Normalizing Before Counting
Different use cases require different normalization strategies. Spaces, punctuation, and letter casing can all affect what counts as a "unique" character:
text = "Hello World!"
# Count all characters including spaces and punctuation
print(len(set(text)))
# Ignore case
print(len(set(text.lower())))
# Ignore spaces
print(len(set(text.replace(" ", ""))))
# Letters only, case-insensitive
letters_only = [c.lower() for c in text if c.isalpha()]
print(len(set(letters_only)))
Output:
9
9
8
7
Each line applies a different normalization:
- No normalization: all 9 distinct characters are counted, including the space and exclamation mark.
- Lowercase only: case is removed, but spaces and punctuation remain.
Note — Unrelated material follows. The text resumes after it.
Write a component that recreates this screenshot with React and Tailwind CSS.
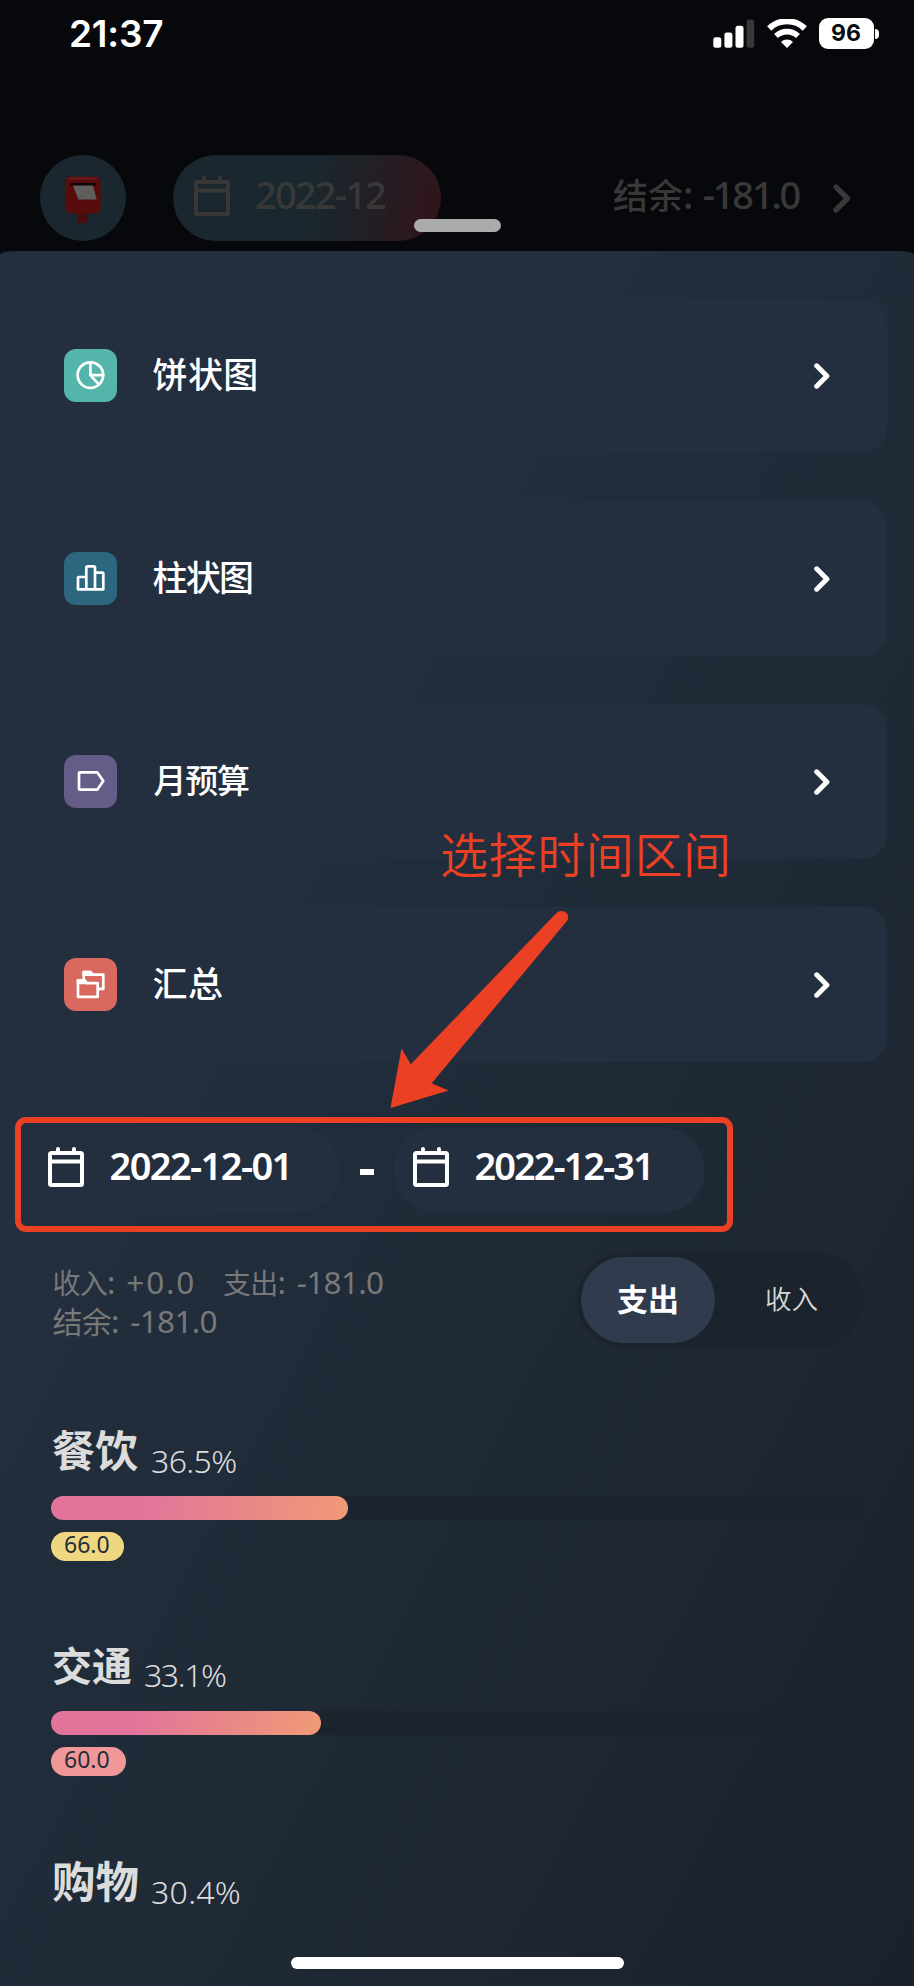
import React from "react";

const FONT = "font-['Noto_Sans','Noto_Sans_CJK_SC',sans-serif]";

function CalendarIcon({ className }) {
  return (
    <svg width="36" height="40" viewBox="0 0 36 40" fill="none" stroke="currentColor" strokeWidth="4" strokeLinejoin="round" strokeLinecap="round" className={className}>
      <rect x="2" y="6" width="32" height="32" rx="1.5" />
      <path d="M2 14.5H34M10 6V2M26 6V2" />
    </svg>
  );
}

function Chevron({ width, height, className }) {
  return (
    <svg width={width} height={height} viewBox="0 0 16 26" fill="none" stroke="currentColor" strokeWidth="5" strokeLinecap="round" strokeLinejoin="round" className={className}>
      <path d="M2.7 2.8L12.9 13L2.7 23.2" />
    </svg>
  );
}

function Glyph({ children }) {
  return (
    <svg width="53" height="53" viewBox="0 0 53 53" fill="none" stroke="white" strokeWidth="2.7" strokeLinejoin="round" strokeLinecap="round">
      {children}
    </svg>
  );
}

const MENU = [
  {
    label: "饼状图",
    box: "bg-[#54b5aa]",
    text: "text-[35px] tracking-[0.4px]",
    icon: (
      <Glyph>
        <circle cx="26.4" cy="26.1" r="12.8" />
        <path d="M26.4 13.3V26.1H39.2M26.4 26.1L35 35.6" />
      </Glyph>
    ),
  },
  {
    label: "柱状图",
    box: "bg-[#2d677f]",
    text: "text-[35px] tracking-[-1.7px]",
    icon: (
      <Glyph>
        <path d="M22.3 37.3H14V25.6Q14 25 14.6 25H22.3M22.3 37.3V15.5Q22.3 14.3 23.5 14.3H29.8Q31 14.3 31 15.5V37.3ZM31 20.7H38.5Q39.3 20.7 39.3 21.5V37.3H31" />
      </Glyph>
    ),
  },
  {
    label: "月预算",
    box: "bg-[#655c88]",
    text: "text-[33px] tracking-[-1.2px] pl-[1px]",
    icon: (
      <Glyph>
        <path d="M16 17.3H33.2L39.3 26L33.2 34.7H16Q15 34.7 15 33.7V18.3Q15 17.3 16 17.3Z" />
      </Glyph>
    ),
  },
  {
    label: "汇总",
    box: "bg-[#d9695e]",
    text: "text-[35px] tracking-[0.4px]",
    icon: (
      <Glyph>
        <path d="M34 30.9H39.3V16.6H28.5L26.5 14H19.7V24" />
        <path d="M14 38.8V22.3H20.5L22.8 25.2H33.7V38.8Z" />
        <path d="M14 22.3H20.5L22.5 25H14ZM19.7 14H26.5L28.5 16.6H19.7Z" fill="white" />
      </Glyph>
    ),
  },
];

const CATEGORIES = [
  { name: "餐饮", percent: "36.5%", width: 297, amount: "66.0", name_: "text-[43px]", pct: "ml-[13px] tracking-[-0.6px]", pill: "w-[73px] bg-[#efd681]" },
  { name: "交通", percent: "33.1%", width: 270, amount: "60.0", name_: "text-[40px]", pct: "ml-[12px] tracking-[-1.4px]", pill: "w-[75px] bg-[#f09898]" },
  { name: "购物", percent: "30.4%", name_: "text-[43.5px]", pct: "ml-[12px] tracking-[0.3px]" },
];

function StatusBar() {
  return (
    <div className="flex h-[67px] items-center justify-between pl-[69px] pr-[35px] text-white">
      <span className="font-['Inter',sans-serif] text-[37px] leading-[40px] font-semibold tracking-[-0.2px]">21:37</span>
      <div className="flex items-center">
        <svg width="42" height="29" viewBox="0 0 42 29">
          <rect x="0.3" y="18.3" width="8" height="10.4" rx="2.5" fill="white" />
          <rect x="11.4" y="13.5" width="8" height="15.2" rx="2.5" fill="white" />
          <rect x="22.5" y="6.8" width="8" height="21.9" rx="2.5" fill="white" />
          <rect x="33.6" y="0.6" width="7.6" height="28.1" rx="2.5" fill="#38393b" />
        </svg>
        <svg width="40" height="30" viewBox="0 0 40 30" className="ml-[12px]" fill="none" stroke="white">
          <path d="M2.2 9.5A25.5 25.5 0 0 1 37.8 9.5" strokeWidth="6" />
          <path d="M9 17A16 16 0 0 1 31 17" strokeWidth="5.6" />
          <path d="M20 29L14 23A8.6 8.6 0 0 1 26 23Z" fill="white" stroke="none" />
        </svg>
        <div className="ml-[12px] flex h-[31px] w-[55px] items-center justify-center rounded-[9px] bg-white font-['Inter',sans-serif] text-[23px] leading-none font-bold text-[#080a0d]">96</div>
        <div className="ml-[1.5px] h-[10px] w-[4px] rounded-r-full bg-white" />
      </div>
    </div>
  );
}

function Header() {
  return (
    <div className="mt-[88px] flex h-[86px] items-center pl-[40px] text-[#383838]">
      <div className="flex size-[86px] items-center justify-center rounded-full bg-[#1a272e]">
        <svg width="36" height="48" viewBox="0 0 36 48" className="mt-[4px]">
          <rect x="13" y="34" width="10" height="13" fill="#470d0c" />
          <rect x="0.5" y="0.5" width="35" height="37" rx="5" fill="#570c0b" />
          <rect x="3" y="1" width="30" height="3" rx="1.5" fill="#651817" />
          <rect x="5" y="7" width="26" height="3" rx="1.5" fill="#140506" />
          <path d="M8 9.5H28L31.5 23.5H13.5Z" fill="#62605f" />
          <path d="M13.5 23.5L21 15L31.5 23.5" fill="none" stroke="#50504f" strokeWidth="0.8" />
        </svg>
      </div>
      <div className="ml-[47px] flex h-[86px] w-[268px] items-center rounded-full bg-[linear-gradient(100deg,#1a272e_50%,#202127_68%,#30151c_95%)] pl-[21px]">
        <CalendarIcon className="-mt-[4px]" />
        <span className="ml-[25px] -mt-[9px] text-[38px] leading-[46px] font-medium tracking-[-1.8px]">2022-12</span>
      </div>
      <div className="ml-[172px] -mt-[8px] flex h-[46px] w-[187px] items-baseline whitespace-nowrap leading-[46px] font-medium">
        <span className="text-[35px]">结余</span>
        <span className="text-[38px] tracking-[-2.2px] [word-spacing:4px]">: -181.0</span>
      </div>
      <Chevron width="18" height="29" className="ml-[33px] mt-[1px]" />
    </div>
  );
}

function DatePill({ children, tracking }) {
  return (
    <div className="flex h-[86px] w-[312px] items-center rounded-full bg-[#232e3e] pl-[20px] text-white">
      <CalendarIcon className="-mt-[5px]" />
      <span className={"ml-[25.500px] -mt-[9px] text-[38px] leading-[46px] font-semibold whitespace-nowrap " + tracking}>{children}</span>
    </div>
  );
}

function Category({ item }) {
  return (
    <div className="h-[215px] text-[#dcdcdc]">
      <div className="flex h-[76px] items-baseline pl-[1px] pt-[3px] whitespace-nowrap">
        <span className={"leading-[56px] font-bold " + item.name_}>{item.name}</span>
        <span className={"relative top-[6px] text-[32px] leading-[40px] font-[350] " + item.pct}>{item.percent}</span>
      </div>
      {item.amount && (
        <>
          <div className="h-[24px] rounded-full bg-[#1b232c]">
            <div className="h-[24px] rounded-full bg-[linear-gradient(100deg,#e2749c_30%,#e6828d_55%,#f09a76_100%)]" style={{ width: item.width }} />
          </div>
          <div className={"mt-[12px] flex h-[29px] items-center rounded-full pl-[13px] text-[23px] leading-[29px] text-[#252d38] " + item.pill}>
            <span className="-mt-[4px]">{item.amount}</span>
          </div>
        </>
      )}
    </div>
  );
}

export default function App() {
  return (
    <div className={"relative h-[1986px] w-[914px] overflow-hidden bg-[#06080c] " + FONT}>
      <StatusBar />
      <Header />
      <div className="mt-[10px] flex h-[1735px] flex-col [border-radius:16px_16px_0_0/4px_4px_0_0] bg-[linear-gradient(to_bottom_right,#232e3e_0%,#232e3e_32%,#1f2b37_52%,#1e2732_74%,#1b242d_88%,#1a212b_100%)] pt-[47.5px]">
        <div className="flex flex-col gap-[48px] pr-[27px] pl-[27px]">
          {MENU.map((m) => (
            <div key={m.label} className="flex h-[154.9px] items-center rounded-[24px] bg-[#232e3e] pr-[57.5px] pl-[36.5px] text-white">
              <div className={"size-[53px] shrink-0 rounded-[12px] " + m.box}>{m.icon}</div>
              <span className={"ml-[36px] -mt-[1px] flex-1 leading-[50px] font-medium " + m.text}>{m.label}</span>
              <Chevron width="16" height="26" />
            </div>
          ))}
        </div>

        <div className="mt-[64.5px] flex items-center pl-[28px]">
          <DatePill tracking="tracking-[-1.6px]">2022-12-01</DatePill>
          <div className="flex w-[53px] justify-center pt-[4px]">
            <span className="h-[6px] w-[14px] bg-white" />
          </div>
          <DatePill tracking="tracking-[-2px]">2022-12-31</DatePill>
        </div>

        <div className="mt-[40px] flex h-[95px] items-start justify-between pr-[51px] pl-[52.5px]">
          <div className="pt-[9px] text-[31.5px] tracking-[-0.7px] text-[#787878] [word-spacing:4px]">
            <div className="flex h-[39.5px] leading-[39.5px] whitespace-nowrap">
              <div className="w-[170.5px]"><span className="text-[28px]">收入</span>: <span className="tracking-[1.8px]">+0.0</span></div>
              <div><span className="text-[28px]">支出</span>: -181.0</div>
            </div>
            <div className="h-[39.5px] leading-[39.5px] whitespace-nowrap"><span className="text-[30px]">结余</span>: -181.0</div>
          </div>
          <div className="flex h-[95px] w-[286px] items-center rounded-full bg-[#1b242d] pl-[4px]">
            <div className="flex h-[86px] w-[134px] items-center justify-center rounded-full bg-[#303c4e] text-[31px] font-bold text-white">
              <span className="-mt-[2px]">支出</span>
            </div>
            <div className="flex flex-1 items-center justify-center pl-[5px] text-[26.5px] font-[350] text-[#d8d8d8]">
              <span className="-mt-[1px]">收入</span>
            </div>
          </div>
        </div>

        <div className="mt-[72px] pr-[51px] pl-[51px]">
          {CATEGORIES.map((c) => (
            <Category key={c.name} item={c} />
          ))}
        </div>
      </div>

      <div className="absolute top-[219px] left-[414px] h-[13px] w-[87px] rounded-full bg-[#ababab]" />
      <div className="absolute top-[1957px] left-[291px] h-[12px] w-[333px] rounded-full bg-white" />
      <div className="absolute top-[1117px] left-[15px] h-[115px] w-[718px] rounded-[11px] border-[6px] border-[#ec4025]" />
      <div className="absolute top-[820px] left-[440px] text-[48px] leading-[70px] font-[350] tracking-[0.6px] whitespace-nowrap text-[#ec4025]">选择时间区间</div>
      <svg className="absolute top-[905px] left-[385px]" width="190" height="210" viewBox="385 905 190 210" fill="#ec4025">
        <path d="M390.5 1108L401.5 1048.5L410.8 1064.3L556 913.5C559 910.2 564.500 910.200 567 913.5C569 916.500 568.400 919 566.500 921.500L431.700 1083.300L448.500 1090.600Z" />
      </svg>
    </div>
  );
}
- No spaces: the space is excluded, reducing the count by one.
- Letters only, case-insensitive: only alphabetic characters are kept, and
"H"and"h"are treated as the same character.
Use .casefold() instead of .lower() for more aggressive case normalization that handles special Unicode characters correctly. For example, the German "ß" is converted to "ss" by .casefold(), whereas .lower() leaves it unchanged.
Counting Specific Character Types
You can filter the string to count only certain categories of characters using Python's built-in string methods:
text = "Hello123 World456!"
# Unique letters only
unique_letters = len(set(c for c in text if c.isalpha()))
print(f"Unique letters: {unique_letters}")
# Unique digits only
unique_digits = len(set(c for c in text if c.isdigit()))
print(f"Unique digits: {unique_digits}")
# Unique alphanumeric characters
unique_alnum = len(set(c for c in text if c.isalnum()))
print(f"Unique alphanumeric: {unique_alnum}")
Output:
Unique letters: 7
Unique digits: 6
Unique alphanumeric: 13
The generator expression inside set() filters characters before deduplication, so only characters matching the condition are included in the final count.
Finding Characters That Appear Exactly Once
Sometimes "unique" means characters that occur only a single time in the string, not just the set of distinct characters. Use Counter to identify these:
from collections import Counter
text = "abracadabra"
freq = Counter(text)
truly_unique = [char for char, count in freq.items() if count == 1]
print(truly_unique)
print(len(truly_unique))
Output:
['c', 'd']
2
Out of the four distinct characters in "abracadabra" (a, b, r, c, d), only "c" and "d" appear exactly once.
A Common Confusion: Distinct vs. Non-Repeated
It is important to recognize the difference between these two questions:
from collections import Counter
text = "abracadabra"
# Distinct characters (appear at least once)
distinct = len(set(text))
print(f"Distinct characters: {distinct}")
# Non-repeated characters (appear exactly once)
freq = Counter(text)
non_repeated = sum(1 for count in freq.values() if count == 1)
print(f"Non-repeated characters: {non_repeated}")
Output:
Distinct characters: 5
Non-repeated characters: 2
len(set(text)) counts all characters that exist in the string, while the Counter approach identifies only those that never repeat.
Working with Unicode Characters
Python's set() handles Unicode characters correctly, treating each code point as a separate character:
text = "café naïve 日本語"
unique_chars = set(text)
print(len(unique_chars))
print(sorted(unique_chars))
Output:
12
[' ', 'a', 'c', 'e', 'f', 'n', 'v', 'é', 'ï', '日', '本', '語']
Each Unicode code point is treated as a separate character. Accented characters like "é" are counted as distinct from "e". If you want to treat them as the same character, you would need to apply Unicode normalization using the unicodedata module before counting.
Comparing Strings by Their Unique Characters
You can check whether two strings are composed of the same set of characters, regardless of order or repetition:
def same_unique_chars(s1, s2):
return set(s1.lower()) == set(s2.lower())
print(same_unique_chars("abc", "cba"))
print(same_unique_chars("aabbcc", "abc"))
print(same_unique_chars("abc", "abcd"))
Output:
True
True
False
This is useful for tasks like checking whether two strings are potential anagrams (though a full anagram check also requires matching frequencies, not just the character set).
Method Comparison
| Method | Returns | Best For |
|---|---|---|
len(set(s)) | Integer count | Simple and fast unique counting |
len(Counter(s)) | Integer count | When frequencies are also needed |
set(s) | Set of characters | When you need the actual unique characters |
Counter(s) | Frequency dictionary | Full distribution analysis |
Filtered set() with generator | Integer count | Counting specific character types |
Both set() and Counter run in O(n) time complexity, but len(set(text)) is slightly faster and uses less memory when you only need the count without frequency information.
Conclusion
For straightforward unique character counting, len(set(text)) is the fastest and most Pythonic approach.
- Use
Counterwhen you also need frequency information or want to identify characters that appear exactly once. - Apply normalization (lowercasing, removing spaces, filtering by character type) before counting to match the specific definition of "unique" that your use case requires.
- And when working with Unicode text, remember that accented characters and special symbols are treated as distinct code points unless you explicitly normalize them.